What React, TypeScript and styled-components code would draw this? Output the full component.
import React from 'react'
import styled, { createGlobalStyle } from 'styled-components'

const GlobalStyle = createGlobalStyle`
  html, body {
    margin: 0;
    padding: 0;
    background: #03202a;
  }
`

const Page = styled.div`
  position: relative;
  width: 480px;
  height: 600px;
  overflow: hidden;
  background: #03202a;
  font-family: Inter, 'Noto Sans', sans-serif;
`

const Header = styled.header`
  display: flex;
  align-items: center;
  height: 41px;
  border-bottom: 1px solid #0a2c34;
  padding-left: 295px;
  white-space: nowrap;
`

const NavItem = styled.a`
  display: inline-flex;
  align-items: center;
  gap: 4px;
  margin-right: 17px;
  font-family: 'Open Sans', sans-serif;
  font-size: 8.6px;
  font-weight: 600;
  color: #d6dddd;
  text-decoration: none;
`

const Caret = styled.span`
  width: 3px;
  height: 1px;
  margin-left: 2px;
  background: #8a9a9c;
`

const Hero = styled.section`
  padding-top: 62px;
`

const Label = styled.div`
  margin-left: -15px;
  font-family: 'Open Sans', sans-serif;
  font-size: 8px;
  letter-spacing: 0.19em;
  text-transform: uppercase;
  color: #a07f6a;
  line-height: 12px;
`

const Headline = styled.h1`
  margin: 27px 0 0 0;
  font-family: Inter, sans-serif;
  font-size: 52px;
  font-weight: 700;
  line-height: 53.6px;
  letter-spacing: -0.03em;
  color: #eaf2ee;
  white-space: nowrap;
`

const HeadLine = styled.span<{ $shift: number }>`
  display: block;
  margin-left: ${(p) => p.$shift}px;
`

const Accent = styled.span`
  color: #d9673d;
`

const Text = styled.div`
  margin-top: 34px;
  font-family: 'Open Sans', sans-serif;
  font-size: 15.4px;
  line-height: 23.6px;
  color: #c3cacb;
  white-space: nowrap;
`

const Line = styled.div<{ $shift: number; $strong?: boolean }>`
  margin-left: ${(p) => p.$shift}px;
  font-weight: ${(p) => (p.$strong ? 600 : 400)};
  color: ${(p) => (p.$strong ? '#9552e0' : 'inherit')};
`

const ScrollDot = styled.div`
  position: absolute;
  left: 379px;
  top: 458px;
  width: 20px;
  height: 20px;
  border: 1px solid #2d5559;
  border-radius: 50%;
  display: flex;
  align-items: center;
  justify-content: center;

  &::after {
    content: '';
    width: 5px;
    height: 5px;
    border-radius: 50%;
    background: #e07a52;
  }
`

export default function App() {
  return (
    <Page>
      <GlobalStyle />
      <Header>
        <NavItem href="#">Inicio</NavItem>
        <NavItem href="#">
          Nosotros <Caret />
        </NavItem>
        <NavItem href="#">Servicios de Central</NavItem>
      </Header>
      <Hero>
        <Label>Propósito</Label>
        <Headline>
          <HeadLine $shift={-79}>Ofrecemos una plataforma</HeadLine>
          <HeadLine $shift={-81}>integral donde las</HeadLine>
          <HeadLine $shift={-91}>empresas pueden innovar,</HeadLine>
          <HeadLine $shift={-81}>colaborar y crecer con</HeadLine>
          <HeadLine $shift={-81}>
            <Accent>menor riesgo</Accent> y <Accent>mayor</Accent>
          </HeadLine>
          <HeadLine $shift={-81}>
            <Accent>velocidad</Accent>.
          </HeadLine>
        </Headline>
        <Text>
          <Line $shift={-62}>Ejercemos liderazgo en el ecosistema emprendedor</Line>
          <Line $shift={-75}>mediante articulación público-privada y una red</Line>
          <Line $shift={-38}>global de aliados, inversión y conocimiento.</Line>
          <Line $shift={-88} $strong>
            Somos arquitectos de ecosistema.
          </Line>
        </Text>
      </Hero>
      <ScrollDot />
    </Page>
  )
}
====
### What you should do
Each line above is to be repeated exactly.

### Written answer
What React, TypeScript and styled-components code would draw this? Output the full component.
import React from 'react'
import styled, { createGlobalStyle } from 'styled-components'

const GlobalStyle = createGlobalStyle`
  html, body {
    margin: 0;
    padding: 0;
    background: #03202a;
  }
`

const Page = styled.div`
  position: relative;
  width: 480px;
  height: 600px;
  overflow: hidden;
  background: #03202a;
  font-family: Inter, 'Noto Sans', sans-serif;
`

const Header = styled.header`
  display: flex;
  align-items: center;
  height: 41px;
  border-bottom: 1px solid #0a2c34;
  padding-left: 295px;
  white-space: nowrap;
`

const NavItem = styled.a`
  display: inline-flex;
  align-items: center;
  gap: 4px;
  margin-right: 17px;
  font-family: 'Open Sans', sans-serif;
  font-size: 8.6px;
  font-weight: 600;
  color: #d6dddd;
  text-decoration: none;
`

const Caret = styled.span`
  width: 3px;
  height: 1px;
  margin-left: 2px;
  background: #8a9a9c;
`

const Hero = styled.section`
  padding-top: 62px;
`

const Label = styled.div`
  margin-left: -15px;
  font-family: 'Open Sans', sans-serif;
  font-size: 8px;
  letter-spacing: 0.19em;
  text-transform: uppercase;
  color: #a07f6a;
  line-height: 12px;
`

const Headline = styled.h1`
  margin: 27px 0 0 0;
  font-family: Inter, sans-serif;
  font-size: 52px;
  font-weight: 700;
  line-height: 53.6px;
  letter-spacing: -0.03em;
  color: #eaf2ee;
  white-space: nowrap;
`

const HeadLine = styled.span<{ $shift: number }>`
  display: block;
  margin-left: ${(p) => p.$shift}px;
`

const Accent = styled.span`
  color: #d9673d;
`

const Text = styled.div`
  margin-top: 34px;
  font-family: 'Open Sans', sans-serif;
  font-size: 15.4px;
  line-height: 23.6px;
  color: #c3cacb;
  white-space: nowrap;
`

const Line = styled.div<{ $shift: number; $strong?: boolean }>`
  margin-left: ${(p) => p.$shift}px;
  font-weight: ${(p) => (p.$strong ? 600 : 400)};
  color: ${(p) => (p.$strong ? '#9552e0' : 'inherit')};
`

const ScrollDot = styled.div`
  position: absolute;
  left: 379px;
  top: 458px;
  width: 20px;
  height: 20px;
  border: 1px solid #2d5559;
  border-radius: 50%;
  display: flex;
  align-items: center;
  justify-content: center;

  &::after {
    content: '';
    width: 5px;
    height: 5px;
    border-radius: 50%;
    background: #e07a52;
  }
`

export default function App() {
  return (
    <Page>
      <GlobalStyle />
      <Header>
        <NavItem href="#">Inicio</NavItem>
        <NavItem href="#">
          Nosotros <Caret />
        </NavItem>
        <NavItem href="#">Servicios de Central</NavItem>
      </Header>
      <Hero>
        <Label>Propósito</Label>
        <Headline>
          <HeadLine $shift={-79}>Ofrecemos una plataforma</HeadLine>
          <HeadLine $shift={-81}>integral donde las</HeadLine>
          <HeadLine $shift={-91}>empresas pueden innovar,</HeadLine>
          <HeadLine $shift={-81}>colaborar y crecer con</HeadLine>
          <HeadLine $shift={-81}>
            <Accent>menor riesgo</Accent> y <Accent>mayor</Accent>
          </HeadLine>
          <HeadLine $shift={-81}>
            <Accent>velocidad</Accent>.
          </HeadLine>
        </Headline>
        <Text>
          <Line $shift={-62}>Ejercemos liderazgo en el ecosistema emprendedor</Line>
          <Line $shift={-75}>mediante articulación público-privada y una red</Line>
          <Line $shift={-38}>global de aliados, inversión y conocimiento.</Line>
          <Line $shift={-88} $strong>
            Somos arquitectos de ecosistema.
          </Line>
        </Text>
      </Hero>
      <ScrollDot />
    </Page>
  )
}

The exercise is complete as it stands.